Activity is a characteristic which is present in nearly every young Bull Terrier. The young Bull Terrier is in fact almost indistinguishable from a three-year-old child in a dog suit. All puppies are extremely "busy" and many Bull Terriers continue to be active and playful until well into middle age (5-6 years). Bull Terriers like to be doing something . For this reason they fit very well into active families where they receive a great deal of companionship and supervision. They also adapt well to quieter situations such as homes of elderly (but active) retired persons who have a great deal of time to spend with their dog. Bull Terriers do not do well in situations where they are expected to remain alone in the home or yard for long periods of time or where their physical activity is very restricted. In these situations, very much like a three-year-old child, Bull Terriers become bored and destructive. They will often chew and destroy, are difficult or impossible to housebreak, and develop unpleasant habits such as incessant barking, tail chasing and peculiar personality quirks. It would make just as much sense to leave a little boy alone in an apartment for eight or nine hours as to do this with a Bull Terrier.
Bull Terriers become very attached to their owners and their families. This usually makes them very good, natural guard dogs, but care must be taken that they are not encouraged to become possessive and jealous. While this would seem a desirable attribute for someone who wants a dog to protect his wife and family, it can be a nuisance if the dog does not distinguish between acceptable strangers and malevolent ones. Bull Terriers can also become involved in the presence of violent physical activity such as children's fist-fights or exceptionally rough play activity where they see no reason not to join in, either to play roughly (which, with Bull Terriers, often includes nipping and knocking) or, to guard the family against the physical assaults of outsiders.
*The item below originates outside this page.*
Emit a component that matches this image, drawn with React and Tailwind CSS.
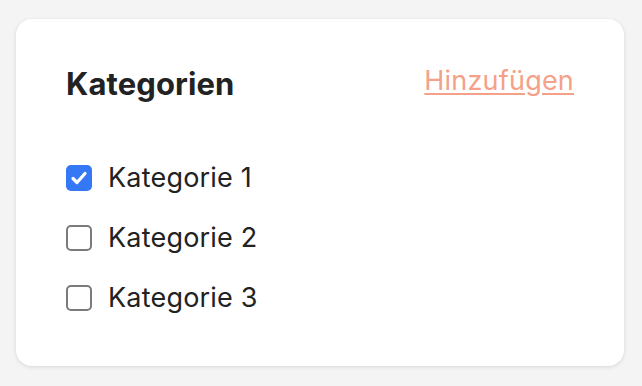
import { useState } from 'react';

const FONT = { fontFamily: 'Inter, "Noto Sans", sans-serif' };

function Check({ checked }) {
  if (checked) {
    return (
      <span className="flex h-[26px] w-[26px] items-center justify-center rounded-[5px] bg-[#3478f6]">
        <svg width="20" height="20" viewBox="0 0 20 20" fill="none">
          <path d="M4 10.5l4 4 8-9" stroke="#fff" strokeWidth="3.2" strokeLinecap="round" strokeLinejoin="round" />
        </svg>
      </span>
    );
  }
  return <span className="block h-[26px] w-[26px] rounded-[5px] border-2 border-[#7b7b7b] bg-white" />;
}

export default function App() {
  const [items, setItems] = useState([
    { name: 'Kategorie 1', checked: true },
    { name: 'Kategorie 2', checked: false },
    { name: 'Kategorie 3', checked: false },
  ]);

  const toggle = (i) =>
    setItems(items.map((it, j) => (j === i ? { ...it, checked: !it.checked } : it)));

  return (
    <div className="min-h-screen bg-[#f4f4f4] pl-4 pt-[19px]" style={FONT}>
      <div className="w-[608px] rounded-2xl bg-white px-[50px] pb-[38px] pt-[46px] shadow-[0_1px_4px_rgba(0,0,0,0.12)]">
        <div className="flex h-[38px] items-start justify-between">
          <h2 className="text-[31px] font-bold leading-[38px] tracking-[0.1px] text-[#222]">Kategorien</h2>
          <a href="#" className="text-[27px] leading-[32px] tracking-[0.2px] text-[#f5a088] underline underline-offset-[3px]">
            Hinzufügen
          </a>
        </div>
        <div className="mt-[45px]">
          {items.map((it, i) => (
            <label key={it.name} className="flex h-[60px] cursor-pointer items-center gap-4" onClick={() => toggle(i)}>
              <Check checked={it.checked} />
              <span className="text-[27px] leading-[30px] tracking-[0.2px] text-[#222]">{it.name}</span>
            </label>
          ))}
        </div>
      </div>
    </div>
  );
}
Bull terriers like to join family activity and for this reason require constant and firm discipline. They can be wonderful with children if handled with common sense, both by the adults and the children. Bull Terriers will tolerate a large range of children's behavior but they will not tolerate being teased and can be rough if constantly provoked. In their formative years, as do children, Bull Terriers require large amounts of supervision. They are tireless playmates and will chase balls, follow the children and watch their games for hours on end.
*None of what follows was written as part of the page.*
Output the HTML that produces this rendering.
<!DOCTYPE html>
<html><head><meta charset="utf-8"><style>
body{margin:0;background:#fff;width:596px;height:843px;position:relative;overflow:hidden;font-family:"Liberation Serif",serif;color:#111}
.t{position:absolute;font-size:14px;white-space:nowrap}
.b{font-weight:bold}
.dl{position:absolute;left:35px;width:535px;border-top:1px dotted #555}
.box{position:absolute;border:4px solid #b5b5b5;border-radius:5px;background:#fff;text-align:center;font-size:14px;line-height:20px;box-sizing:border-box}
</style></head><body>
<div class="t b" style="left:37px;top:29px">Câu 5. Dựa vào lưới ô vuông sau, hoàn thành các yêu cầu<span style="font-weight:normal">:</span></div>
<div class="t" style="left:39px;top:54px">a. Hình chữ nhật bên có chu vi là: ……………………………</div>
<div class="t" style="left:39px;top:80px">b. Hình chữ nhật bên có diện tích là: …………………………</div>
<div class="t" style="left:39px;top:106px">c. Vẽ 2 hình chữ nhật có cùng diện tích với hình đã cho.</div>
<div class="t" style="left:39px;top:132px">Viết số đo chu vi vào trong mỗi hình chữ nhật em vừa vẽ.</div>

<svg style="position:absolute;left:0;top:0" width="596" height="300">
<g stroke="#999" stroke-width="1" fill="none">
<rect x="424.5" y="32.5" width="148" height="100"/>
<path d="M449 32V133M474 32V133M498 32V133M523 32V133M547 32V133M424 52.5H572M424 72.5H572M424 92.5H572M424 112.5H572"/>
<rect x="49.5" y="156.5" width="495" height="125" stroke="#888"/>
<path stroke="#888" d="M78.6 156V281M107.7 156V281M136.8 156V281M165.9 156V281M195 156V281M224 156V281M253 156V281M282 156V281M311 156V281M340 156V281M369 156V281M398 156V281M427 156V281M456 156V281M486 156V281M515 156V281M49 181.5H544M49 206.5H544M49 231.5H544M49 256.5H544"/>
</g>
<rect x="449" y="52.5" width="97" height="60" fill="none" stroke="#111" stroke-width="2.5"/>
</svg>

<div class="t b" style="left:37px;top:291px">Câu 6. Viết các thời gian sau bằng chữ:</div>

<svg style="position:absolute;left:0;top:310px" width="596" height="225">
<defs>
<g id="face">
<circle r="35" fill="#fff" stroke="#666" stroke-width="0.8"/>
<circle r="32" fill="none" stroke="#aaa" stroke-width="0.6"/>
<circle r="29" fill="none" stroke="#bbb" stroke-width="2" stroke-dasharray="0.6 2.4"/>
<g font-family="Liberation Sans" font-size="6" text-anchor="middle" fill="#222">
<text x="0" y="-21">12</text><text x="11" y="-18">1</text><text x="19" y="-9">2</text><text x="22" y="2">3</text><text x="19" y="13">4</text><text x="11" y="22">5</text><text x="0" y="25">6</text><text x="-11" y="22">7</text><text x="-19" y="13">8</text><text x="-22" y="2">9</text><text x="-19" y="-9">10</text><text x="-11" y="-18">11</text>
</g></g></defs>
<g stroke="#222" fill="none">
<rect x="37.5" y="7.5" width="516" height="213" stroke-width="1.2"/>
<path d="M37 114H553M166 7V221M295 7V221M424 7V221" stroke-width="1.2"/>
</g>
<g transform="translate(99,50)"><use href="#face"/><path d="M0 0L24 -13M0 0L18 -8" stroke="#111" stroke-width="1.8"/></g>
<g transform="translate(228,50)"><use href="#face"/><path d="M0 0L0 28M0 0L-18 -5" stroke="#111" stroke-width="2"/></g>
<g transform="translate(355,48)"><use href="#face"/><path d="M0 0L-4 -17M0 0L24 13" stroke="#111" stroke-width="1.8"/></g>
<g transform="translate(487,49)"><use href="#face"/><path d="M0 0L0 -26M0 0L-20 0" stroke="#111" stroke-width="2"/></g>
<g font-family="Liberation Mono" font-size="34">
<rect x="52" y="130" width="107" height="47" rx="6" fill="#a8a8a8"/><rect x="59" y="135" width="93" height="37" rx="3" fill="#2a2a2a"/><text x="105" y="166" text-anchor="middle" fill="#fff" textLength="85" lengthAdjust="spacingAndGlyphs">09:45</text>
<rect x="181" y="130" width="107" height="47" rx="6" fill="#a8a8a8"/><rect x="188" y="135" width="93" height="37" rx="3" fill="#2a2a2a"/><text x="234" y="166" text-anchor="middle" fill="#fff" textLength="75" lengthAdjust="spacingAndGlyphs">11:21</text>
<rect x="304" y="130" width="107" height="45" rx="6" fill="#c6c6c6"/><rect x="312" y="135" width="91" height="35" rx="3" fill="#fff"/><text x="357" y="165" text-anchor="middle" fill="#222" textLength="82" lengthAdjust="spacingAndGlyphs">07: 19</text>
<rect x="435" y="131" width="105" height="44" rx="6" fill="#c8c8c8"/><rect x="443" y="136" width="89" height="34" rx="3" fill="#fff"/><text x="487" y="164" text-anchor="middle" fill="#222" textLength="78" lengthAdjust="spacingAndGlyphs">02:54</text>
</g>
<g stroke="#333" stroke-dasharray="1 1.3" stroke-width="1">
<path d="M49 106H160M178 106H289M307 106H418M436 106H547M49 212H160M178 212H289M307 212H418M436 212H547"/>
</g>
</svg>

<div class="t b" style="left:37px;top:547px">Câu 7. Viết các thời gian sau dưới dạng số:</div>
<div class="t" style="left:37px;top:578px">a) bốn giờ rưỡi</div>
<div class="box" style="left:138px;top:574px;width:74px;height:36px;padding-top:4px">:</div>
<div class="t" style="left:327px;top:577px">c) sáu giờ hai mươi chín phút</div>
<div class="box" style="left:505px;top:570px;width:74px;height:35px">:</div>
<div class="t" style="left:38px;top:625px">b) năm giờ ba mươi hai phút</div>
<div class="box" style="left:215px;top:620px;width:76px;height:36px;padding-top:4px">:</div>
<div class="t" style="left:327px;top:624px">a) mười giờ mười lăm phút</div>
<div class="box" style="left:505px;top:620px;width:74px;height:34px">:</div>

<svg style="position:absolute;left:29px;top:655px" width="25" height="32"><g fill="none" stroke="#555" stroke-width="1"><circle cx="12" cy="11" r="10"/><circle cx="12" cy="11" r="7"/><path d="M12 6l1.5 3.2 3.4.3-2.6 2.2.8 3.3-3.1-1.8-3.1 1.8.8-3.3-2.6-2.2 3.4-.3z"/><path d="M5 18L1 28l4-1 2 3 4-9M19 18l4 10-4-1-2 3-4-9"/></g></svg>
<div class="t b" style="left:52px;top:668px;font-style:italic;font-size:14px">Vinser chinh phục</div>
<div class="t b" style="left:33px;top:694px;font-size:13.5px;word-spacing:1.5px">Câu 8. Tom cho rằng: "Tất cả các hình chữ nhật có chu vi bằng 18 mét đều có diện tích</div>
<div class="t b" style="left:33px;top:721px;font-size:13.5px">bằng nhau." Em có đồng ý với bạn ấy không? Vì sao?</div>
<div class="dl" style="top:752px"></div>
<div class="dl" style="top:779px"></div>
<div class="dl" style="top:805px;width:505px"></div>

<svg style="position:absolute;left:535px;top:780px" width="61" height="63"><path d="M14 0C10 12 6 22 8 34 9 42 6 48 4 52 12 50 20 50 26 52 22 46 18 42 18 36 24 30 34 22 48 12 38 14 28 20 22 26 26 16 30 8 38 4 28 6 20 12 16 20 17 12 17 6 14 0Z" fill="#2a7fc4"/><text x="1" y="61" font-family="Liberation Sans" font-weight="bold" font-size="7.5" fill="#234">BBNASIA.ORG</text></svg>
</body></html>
Many Bull Terriers can and do enjoy the company of other dogs with certain exceptions. Male Bull Terriers who have not been altered do not, as a rule, get along indefinitely with other male dogs. There comes a time when one of the males must dominate, and there is inevitably an unpleasant fight after which the two must live entirely separately for life. A male and female Bull Terrier can live together quite happily, and two females can often share the same home. Again, care must be taken that jealousies do not arise. It is not fair to expect an older Bull Terrier who has enjoyed the full attentions of the family to want to share with another dog. This again is very similar to a young child who suddenly finds himself confronted with a baby sibling - some care must be taken to assure the older one that the youngster belongs to the whole family.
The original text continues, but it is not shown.